▶ **The records**
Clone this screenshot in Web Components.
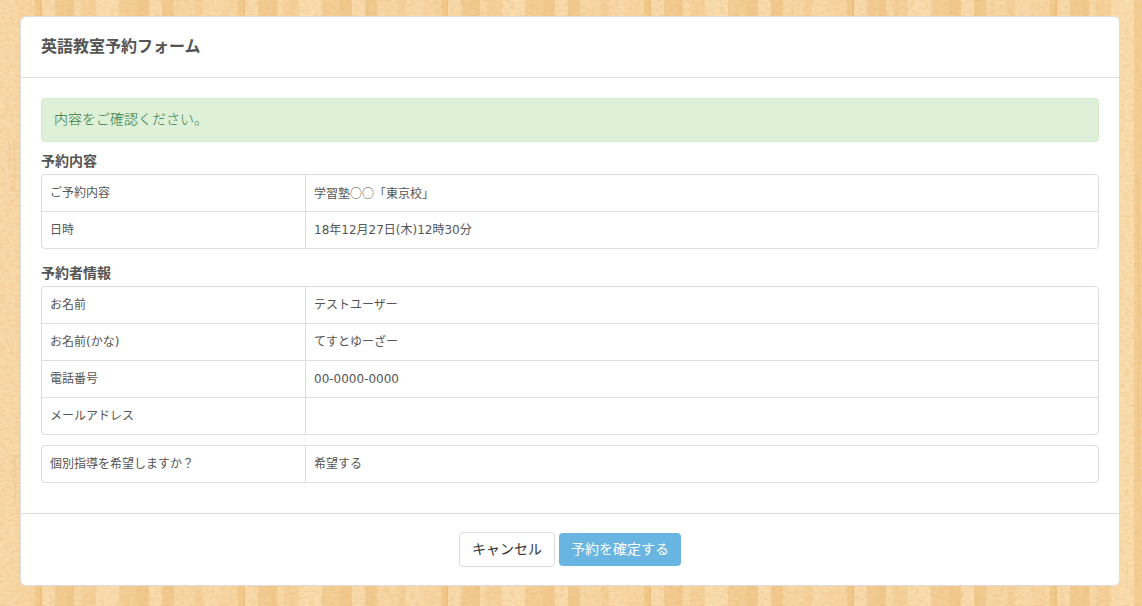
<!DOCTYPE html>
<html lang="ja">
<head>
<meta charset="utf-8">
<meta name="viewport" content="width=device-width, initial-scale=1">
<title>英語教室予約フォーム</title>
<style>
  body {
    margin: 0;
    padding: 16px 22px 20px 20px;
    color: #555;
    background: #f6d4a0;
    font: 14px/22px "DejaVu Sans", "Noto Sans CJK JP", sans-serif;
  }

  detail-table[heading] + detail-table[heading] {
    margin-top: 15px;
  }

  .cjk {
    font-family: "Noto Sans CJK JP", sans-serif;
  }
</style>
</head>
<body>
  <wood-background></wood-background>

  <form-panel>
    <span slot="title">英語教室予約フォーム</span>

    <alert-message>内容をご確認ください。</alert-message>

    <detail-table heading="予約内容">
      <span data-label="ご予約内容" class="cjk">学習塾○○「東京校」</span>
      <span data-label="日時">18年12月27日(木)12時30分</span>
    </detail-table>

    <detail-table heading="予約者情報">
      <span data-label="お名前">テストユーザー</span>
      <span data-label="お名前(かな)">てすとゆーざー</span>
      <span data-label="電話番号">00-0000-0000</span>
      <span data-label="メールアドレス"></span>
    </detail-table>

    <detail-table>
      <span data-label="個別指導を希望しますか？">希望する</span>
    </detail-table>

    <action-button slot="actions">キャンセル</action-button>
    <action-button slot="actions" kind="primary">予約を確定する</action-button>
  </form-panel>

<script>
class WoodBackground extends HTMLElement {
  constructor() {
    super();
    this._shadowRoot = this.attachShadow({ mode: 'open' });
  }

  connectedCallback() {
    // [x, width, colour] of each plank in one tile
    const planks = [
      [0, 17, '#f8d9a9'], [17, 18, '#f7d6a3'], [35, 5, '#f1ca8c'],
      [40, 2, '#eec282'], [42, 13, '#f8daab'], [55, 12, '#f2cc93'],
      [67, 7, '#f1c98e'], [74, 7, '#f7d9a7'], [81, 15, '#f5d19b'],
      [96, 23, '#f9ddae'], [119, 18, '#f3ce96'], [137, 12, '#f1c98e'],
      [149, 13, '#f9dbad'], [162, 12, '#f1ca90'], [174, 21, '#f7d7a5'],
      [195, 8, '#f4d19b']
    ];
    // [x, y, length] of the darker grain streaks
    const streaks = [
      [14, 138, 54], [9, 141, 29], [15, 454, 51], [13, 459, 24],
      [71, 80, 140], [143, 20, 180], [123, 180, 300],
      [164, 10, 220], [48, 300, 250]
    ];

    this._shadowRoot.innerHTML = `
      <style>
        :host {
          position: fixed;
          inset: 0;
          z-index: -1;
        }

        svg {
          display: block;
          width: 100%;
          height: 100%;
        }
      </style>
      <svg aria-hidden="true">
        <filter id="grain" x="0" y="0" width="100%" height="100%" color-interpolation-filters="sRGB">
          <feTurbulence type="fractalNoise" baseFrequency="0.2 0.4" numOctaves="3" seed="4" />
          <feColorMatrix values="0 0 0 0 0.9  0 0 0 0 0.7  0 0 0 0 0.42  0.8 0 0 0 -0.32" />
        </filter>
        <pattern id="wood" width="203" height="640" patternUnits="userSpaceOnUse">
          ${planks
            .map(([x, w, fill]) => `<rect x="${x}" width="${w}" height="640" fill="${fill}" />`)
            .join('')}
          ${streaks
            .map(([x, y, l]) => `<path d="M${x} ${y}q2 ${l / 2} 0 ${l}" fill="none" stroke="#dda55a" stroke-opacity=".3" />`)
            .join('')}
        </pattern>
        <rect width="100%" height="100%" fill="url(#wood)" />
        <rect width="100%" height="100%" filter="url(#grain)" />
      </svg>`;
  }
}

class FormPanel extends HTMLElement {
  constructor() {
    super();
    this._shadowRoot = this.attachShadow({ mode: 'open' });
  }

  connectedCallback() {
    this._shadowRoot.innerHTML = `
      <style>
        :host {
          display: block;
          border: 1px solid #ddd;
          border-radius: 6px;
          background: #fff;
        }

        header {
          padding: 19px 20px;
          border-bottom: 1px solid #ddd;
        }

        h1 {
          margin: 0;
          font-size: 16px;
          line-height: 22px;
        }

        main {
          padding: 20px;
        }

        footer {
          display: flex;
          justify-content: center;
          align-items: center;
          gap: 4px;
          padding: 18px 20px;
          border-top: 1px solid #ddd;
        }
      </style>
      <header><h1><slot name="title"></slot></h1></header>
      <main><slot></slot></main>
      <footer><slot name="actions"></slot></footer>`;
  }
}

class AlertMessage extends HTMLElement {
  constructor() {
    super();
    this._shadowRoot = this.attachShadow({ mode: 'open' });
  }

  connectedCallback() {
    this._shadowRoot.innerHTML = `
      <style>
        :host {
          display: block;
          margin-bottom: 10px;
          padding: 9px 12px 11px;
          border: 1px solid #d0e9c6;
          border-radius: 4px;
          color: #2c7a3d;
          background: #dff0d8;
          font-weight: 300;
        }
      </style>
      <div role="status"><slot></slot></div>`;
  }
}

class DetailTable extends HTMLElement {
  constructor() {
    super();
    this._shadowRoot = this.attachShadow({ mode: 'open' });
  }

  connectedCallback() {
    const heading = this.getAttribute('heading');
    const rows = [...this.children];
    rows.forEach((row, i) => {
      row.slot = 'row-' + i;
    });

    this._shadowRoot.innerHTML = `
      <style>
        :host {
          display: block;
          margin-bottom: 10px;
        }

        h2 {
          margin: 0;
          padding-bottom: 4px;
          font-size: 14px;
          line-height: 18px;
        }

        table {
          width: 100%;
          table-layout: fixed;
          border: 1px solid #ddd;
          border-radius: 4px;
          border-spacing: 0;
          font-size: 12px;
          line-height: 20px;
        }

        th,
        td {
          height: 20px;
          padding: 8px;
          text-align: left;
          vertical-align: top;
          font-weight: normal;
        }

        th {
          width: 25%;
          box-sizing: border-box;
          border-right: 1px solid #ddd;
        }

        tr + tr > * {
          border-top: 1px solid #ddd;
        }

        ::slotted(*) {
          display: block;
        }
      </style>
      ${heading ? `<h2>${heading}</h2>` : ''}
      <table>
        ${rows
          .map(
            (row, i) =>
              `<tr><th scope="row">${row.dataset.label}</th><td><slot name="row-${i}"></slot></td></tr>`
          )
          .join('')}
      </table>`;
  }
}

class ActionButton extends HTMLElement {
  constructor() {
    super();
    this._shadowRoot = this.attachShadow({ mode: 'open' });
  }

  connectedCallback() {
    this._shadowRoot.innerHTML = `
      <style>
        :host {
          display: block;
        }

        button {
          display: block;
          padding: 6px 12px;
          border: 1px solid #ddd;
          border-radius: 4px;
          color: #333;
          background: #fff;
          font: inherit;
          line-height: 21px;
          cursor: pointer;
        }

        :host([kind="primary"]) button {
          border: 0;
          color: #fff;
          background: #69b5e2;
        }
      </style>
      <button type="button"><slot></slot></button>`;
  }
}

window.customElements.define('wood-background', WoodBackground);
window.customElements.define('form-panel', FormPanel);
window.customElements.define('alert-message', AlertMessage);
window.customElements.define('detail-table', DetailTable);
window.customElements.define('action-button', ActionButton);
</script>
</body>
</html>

==

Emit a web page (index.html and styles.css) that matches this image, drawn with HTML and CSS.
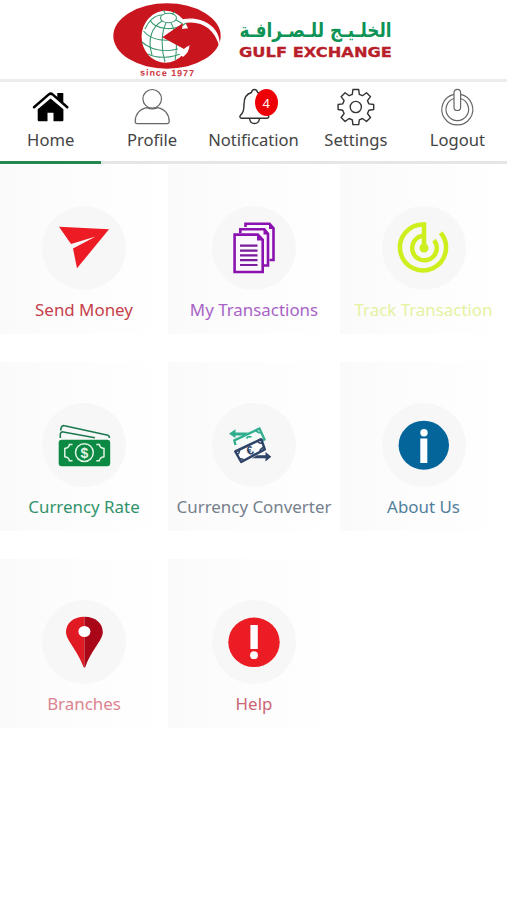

▶ **The task**
Return each line that includes "index".

▶ **Result of this exercise**
          z-index: -1;
Emit a web page (index.html and styles.css) that matches this image, drawn with HTML and CSS.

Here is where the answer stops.